Zuletzt waren Sie zehn Jahre lang, von 1989 bis 1999, Präsident der Alexander von Humboldt-Stiftung. Traditionsgemäß ist der Präsident der Humboldtianer ein international angesehener führender Wissenschaftler. WERNER HEISENBERG war der erste Nachkriegspräsident, und WOLFGANG PAUL war Ihr unmittelbarar Vorgänger. Wie diese wurden auch Sie anschließend Ehrenpräsident. Als Humboldtianer konnten Sie einem Anliegen dienen, das Ihnen schon seit der Anfangszeit Ihrer wissenschaftlichen Karriere besonders am Herzen lag: Der internationalen Verflechtung der Wissenschaft und dem Austausch von Personen und Gedanken über Grenzen hinweg. Wir wissen alle, wie sehr gerade dies dazu angetan ist, die Standards zu heben und hochzuhalten. Wie Sie es selbst formulierten, sind Auswahl der Besten und individuelle Förderung, der lebenslange persönliche Kontakten folgen, die obersten Prinzipien der Alexander von Humboldt Stiftung. Man hat es Ihnen dabei nicht immer leicht gemacht. Durch politische Entscheidungen wie die Schließung von Goethe-Instituten beispielsweise wurden Wege zerstört, die in der Vergangenheit junge Wissenschaftler nach Deutschland gebracht hatten. Doch Sie blieben ein unermüdlicher Kämpfer für die Sache.

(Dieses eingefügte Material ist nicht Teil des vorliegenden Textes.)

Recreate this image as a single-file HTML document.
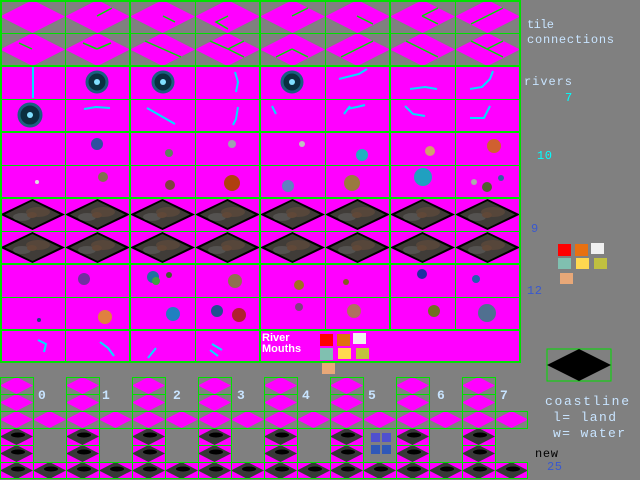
<!DOCTYPE html>
<html><head><meta charset="utf-8"><style>
html,body{margin:0;padding:0;background:#808080;width:640px;height:480px;overflow:hidden}
svg{position:absolute;left:0;top:0}
</style></head><body>
<svg width="640" height="480" viewBox="0 0 640 480" xmlns="http://www.w3.org/2000/svg" font-family="Liberation Mono, monospace">
<defs>
<g id="tc"><rect width="65" height="33" fill="#808080"/><polygon points="0,16.5 32.5,0 65,16.5 32.5,33" fill="#ff00ff"/></g>
<g id="dk"><rect width="65" height="33" fill="#ff00ff"/><polygon points="0,16.5 32.5,1 65,16.5 32.5,32" fill="#000"/>
<polygon points="5,16.5 32.5,3 60,16.5 32.5,30" fill="#403c38"/><ellipse cx="38" cy="14" rx="12" ry="5" fill="#56463a"/><ellipse cx="22" cy="19" rx="9" ry="4" fill="#545250"/><ellipse cx="32" cy="17" rx="5" ry="3" fill="#604838"/></g>
<g id="sc"><rect width="33" height="17" fill="#808080"/><polygon points="0,8.5 16.5,0 33,8.5 16.5,17" fill="#ff00ff"/></g>
<g id="sd"><rect width="33" height="17" fill="#ff00ff"/><polygon points="0,8.5 16.5,0 33,8.5 16.5,17" fill="#383838"/><ellipse cx="18" cy="7" rx="7" ry="2.5" fill="#000"/></g>
</defs>
<g>
<use href="#tc" x="0" y="0"/><use href="#tc" x="65" y="0"/><use href="#tc" x="130" y="0"/><use href="#tc" x="195" y="0"/><use href="#tc" x="260" y="0"/><use href="#tc" x="325" y="0"/><use href="#tc" x="390" y="0"/><use href="#tc" x="455" y="0"/>
<use href="#tc" x="0" y="33"/><use href="#tc" x="65" y="33"/><use href="#tc" x="130" y="33"/><use href="#tc" x="195" y="33"/><use href="#tc" x="260" y="33"/><use href="#tc" x="325" y="33"/><use href="#tc" x="390" y="33"/><use href="#tc" x="455" y="33"/>
</g>
<g stroke="#00e000" stroke-width="1.5" fill="none">
<path d="M97 16l15-8M163 16l12 6M228 16l-12 6l12 7M32 49l-13-6M97 49l-14-6M97 49l14-6M163 49l-18-8M163 49l18 8M228 49l-18-8M228 49l16-8M228 49l16 8M292 16l16-8M357 16l16 8M422 16l16-8M422 16l16 8M487 16l16-8M487 16l-16 8M292 49l-16 8M292 49l16 8M357 49l16-8M357 49l-16 8M422 49l-16-8M422 49l16 8M487 49l-16-8M487 49l16 8M487 49l16-8"/>
</g>
<rect x="0" y="66" width="520" height="297" fill="#ff00ff"/>
<g>
<use href="#dk" x="0" y="198"/><use href="#dk" x="65" y="198"/><use href="#dk" x="130" y="198"/><use href="#dk" x="195" y="198"/><use href="#dk" x="260" y="198"/><use href="#dk" x="325" y="198"/><use href="#dk" x="390" y="198"/><use href="#dk" x="455" y="198"/>
<use href="#dk" x="0" y="231"/><use href="#dk" x="65" y="231"/><use href="#dk" x="130" y="231"/><use href="#dk" x="195" y="231"/><use href="#dk" x="260" y="231"/><use href="#dk" x="325" y="231"/><use href="#dk" x="390" y="231"/><use href="#dk" x="455" y="231"/>
</g>
<g fill="#0a3040" stroke="#1a6080" stroke-width="3">
<circle cx="97" cy="82" r="10"/><circle cx="163" cy="82" r="10"/><circle cx="30" cy="115" r="11"/><circle cx="292" cy="82" r="10"/>
</g>
<g fill="#80e0ff"><circle cx="97" cy="82" r="3"/><circle cx="163" cy="82" r="3"/><circle cx="30" cy="115" r="3"/><circle cx="292" cy="82" r="3"/></g>
<g stroke="#00e0ff" stroke-width="2" fill="none">
<path d="M33 66v32M235 72l3 10l-2 10M238 107l-2 12l-3 6M339 79l20-5l8-5M276 114l-4-8M347 109l10-2l8-2M344 114l6-8M84 109l12-2l14 1M147 108l28 16M410 89l15-2l12 2M470 89l12-2l8-8l3-8M405 106l8 8l12 2M470 118l14 0l6-12M38 340l8 4l-2 8M100 342l8 6l6 8M148 358l8-10M212 344l10 6M210 350l8 6"/>
</g>
<g>
<circle cx="97" cy="144" r="6" fill="#3050a0"/><circle cx="169" cy="153" r="4" fill="#608060"/><circle cx="232" cy="144" r="4" fill="#a0a0b0"/><circle cx="302" cy="144" r="3" fill="#c0c0c0"/><circle cx="362" cy="155" r="6" fill="#20b0c0"/><circle cx="430" cy="151" r="5" fill="#d0a070"/><circle cx="494" cy="146" r="7" fill="#d06030"/>
<circle cx="37" cy="182" r="2" fill="#ddd"/><circle cx="103" cy="177" r="5" fill="#807050"/><circle cx="170" cy="185" r="5" fill="#804040"/><circle cx="232" cy="183" r="8" fill="#b04010"/><circle cx="288" cy="186" r="6" fill="#6080c0"/><circle cx="352" cy="183" r="8" fill="#9a7a40"/><circle cx="423" cy="177" r="9" fill="#20a0c0"/><circle cx="474" cy="182" r="3" fill="#aaa"/><circle cx="487" cy="187" r="5" fill="#506030"/><circle cx="501" cy="178" r="3" fill="#3060a0"/>
<circle cx="84" cy="279" r="6" fill="#7030a0"/><circle cx="153" cy="277" r="6" fill="#2070a0"/><circle cx="156" cy="281" r="4" fill="#40a040"/><circle cx="169" cy="275" r="3" fill="#406030"/><circle cx="235" cy="281" r="7" fill="#907050"/><circle cx="299" cy="285" r="5" fill="#a07020"/><circle cx="346" cy="282" r="3" fill="#806020"/><circle cx="422" cy="274" r="5" fill="#2030a0"/><circle cx="476" cy="279" r="4" fill="#2060b0"/>
<circle cx="39" cy="320" r="2" fill="#204080"/><circle cx="105" cy="317" r="7" fill="#e08040"/><circle cx="173" cy="314" r="7" fill="#2080c0"/><circle cx="217" cy="311" r="6" fill="#205090"/><circle cx="239" cy="315" r="7" fill="#b02030"/><circle cx="299" cy="307" r="4" fill="#804080"/><circle cx="354" cy="311" r="7" fill="#b07060"/><circle cx="434" cy="311" r="6" fill="#707020"/><circle cx="487" cy="313" r="9" fill="#507090"/>
</g>
<g stroke="#00e000" stroke-width="1">
<path d="M0 33.5H520M0 99.5H520M0 165.5H520M0 231.5H520M0 297.5H520"/>
<path d="M65.5 0V363M195.5 0V363M325.5 0V330M455.5 0V330"/>
</g>
<g stroke="#00e000" stroke-width="2">
<path d="M0 1H521M0 66H521M0 132H521M0 198H521M0 264H521M0 330H521M0 362H520"/>
<path d="M1 0V363M130 0V363M260 0V363M390 0V330M520 0V363"/>
</g>
<text x="262" y="341" font-family="Liberation Sans, sans-serif" font-weight="bold" font-size="11" fill="#fff">River</text>
<text x="262" y="352" font-family="Liberation Sans, sans-serif" font-weight="bold" font-size="11" fill="#fff">Mouths</text>
<rect x="320" y="334" width="13" height="12" fill="#f00"/><rect x="337" y="334" width="13" height="12" fill="#e07010"/><rect x="353" y="333" width="13" height="11" fill="#f0f0f0"/>
<rect x="320" y="348" width="13" height="12" fill="#80c0b0"/><rect x="338" y="348" width="13" height="11" fill="#ffd850"/><rect x="356" y="348" width="13" height="11" fill="#c0c040"/>
<rect x="322" y="363" width="13" height="11" fill="#e8a878"/>
<g fill="#c8e4ff" font-size="12">
<text x="527" y="28" textLength="27">tile</text><text x="527" y="43" textLength="87">connections</text><text x="524" y="85" textLength="48">rivers</text>
</g>
<g fill="#00ffff" font-size="12"><text x="565" y="101">7</text><text x="537" y="159" textLength="15">10</text></g>
<g fill="#3858d0" font-size="12"><text x="531" y="232">9</text><text x="527" y="294" textLength="15">12</text></g>
<rect x="558" y="244" width="13" height="12" fill="#f00"/><rect x="575" y="244" width="13" height="12" fill="#e87010"/><rect x="591" y="243" width="13" height="11" fill="#f0f0f0"/>
<rect x="558" y="258" width="13" height="11" fill="#80c0b0"/><rect x="576" y="258" width="13" height="11" fill="#ffd850"/><rect x="594" y="258" width="13" height="11" fill="#c0c040"/>
<rect x="560" y="273" width="13" height="11" fill="#e8a878"/>
<rect x="547" y="349" width="64" height="32" fill="#808080" stroke="#00e000"/>
<polygon points="547,365 579,349 611,365 579,381" fill="#000"/>
<g fill="#c8e4ff" font-size="13"><text x="545" y="405" textLength="84">coastline</text><text x="553" y="421" textLength="63">l= land</text><text x="553" y="437" textLength="72">w= water</text></g>
<text x="535" y="457" font-size="12" fill="#000" textLength="23">new</text>
<text x="547" y="470" font-size="12" fill="#3858d0" textLength="15">25</text>
<g id="g0">
<use href="#sc" x="0" y="377"/><use href="#sc" x="0" y="394"/><use href="#sc" x="0" y="411"/><use href="#sc" x="33" y="411"/>
<use href="#sd" x="0" y="428"/><use href="#sd" x="0" y="445"/><use href="#sd" x="0" y="462"/><use href="#sd" x="33" y="462"/>
</g>
<use href="#g0" x="66"/><use href="#g0" x="132"/><use href="#g0" x="198"/><use href="#g0" x="264"/><use href="#g0" x="330"/><use href="#g0" x="396"/><use href="#g0" x="462"/>
<g fill="#00e000">
<rect x="0" y="411" width="528" height="1"/><rect x="0" y="428" width="528" height="1"/><rect x="0" y="462" width="528" height="1"/><rect x="0" y="478" width="528" height="1"/>
<rect x="527" y="411" width="1" height="18"/><rect x="527" y="462" width="1" height="17"/>
<rect x="0" y="377" width="33" height="1"/><rect x="0" y="394" width="33" height="1"/><rect x="0" y="445" width="33" height="1"/><rect x="0" y="377" width="1" height="102"/><rect x="33" y="377" width="1" height="102"/>
<rect x="66" y="377" width="33" height="1"/><rect x="66" y="394" width="33" height="1"/><rect x="66" y="445" width="33" height="1"/><rect x="66" y="377" width="1" height="102"/><rect x="99" y="377" width="1" height="102"/>
<rect x="132" y="377" width="33" height="1"/><rect x="132" y="394" width="33" height="1"/><rect x="132" y="445" width="33" height="1"/><rect x="132" y="377" width="1" height="102"/><rect x="165" y="377" width="1" height="102"/>
<rect x="198" y="377" width="33" height="1"/><rect x="198" y="394" width="33" height="1"/><rect x="198" y="445" width="33" height="1"/><rect x="198" y="377" width="1" height="102"/><rect x="231" y="377" width="1" height="102"/>
<rect x="264" y="377" width="33" height="1"/><rect x="264" y="394" width="33" height="1"/><rect x="264" y="445" width="33" height="1"/><rect x="264" y="377" width="1" height="102"/><rect x="297" y="377" width="1" height="102"/>
<rect x="330" y="377" width="33" height="1"/><rect x="330" y="394" width="33" height="1"/><rect x="330" y="445" width="33" height="1"/><rect x="330" y="377" width="1" height="102"/><rect x="363" y="377" width="1" height="102"/>
<rect x="396" y="377" width="33" height="1"/><rect x="396" y="394" width="33" height="1"/><rect x="396" y="445" width="33" height="1"/><rect x="396" y="377" width="1" height="102"/><rect x="429" y="377" width="1" height="102"/>
<rect x="462" y="377" width="33" height="1"/><rect x="462" y="394" width="33" height="1"/><rect x="462" y="445" width="33" height="1"/><rect x="462" y="377" width="1" height="102"/><rect x="495" y="377" width="1" height="102"/>
</g>
<g fill="#c8e4ff" font-size="13" font-weight="bold">
<text x="38" y="399">0</text><text x="102" y="399">1</text><text x="173" y="399">2</text><text x="237" y="399">3</text><text x="302" y="399">4</text><text x="368" y="399">5</text><text x="437" y="399">6</text><text x="500" y="399">7</text>
</g>
<rect x="371" y="433" width="9" height="9" fill="#5050d0"/><rect x="382" y="433" width="9" height="9" fill="#5050d0"/><rect x="371" y="445" width="9" height="9" fill="#3058b8"/><rect x="382" y="445" width="9" height="9" fill="#3058b8"/>
</svg>
</body></html>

Einiges Persönliches möge zum Schluß erwähnt werden. Sie wurden 1923 als Sohn eines evangelischen Pfarrers in Wuppertal-Barmen geboren, sind selbst als Ingenieur-Offizier eines U-Boots zur See gefahren, kamen 1943 in amerikanische Gefangenschaft nach Texas, und wurden dort mehr als 50 Jahre später Ehrenbürger. Sie sind Officier de l'Ordre National de la Légion d'Honneur und Träger des Verdienstkreuzes mit Stern und Schulterband des Verdienstordens der Bundesrepublik Deutschland. Zahlreiche weitere Ehrungen können hier nicht eingehend erwähnt werden. Ich freue mich, Ihnen heute mit der Überreichung der Joachim Jungius-Medaille die hohe Wertschätzung auch unserer Gesellschaft zum Ausdruck bringen zu können.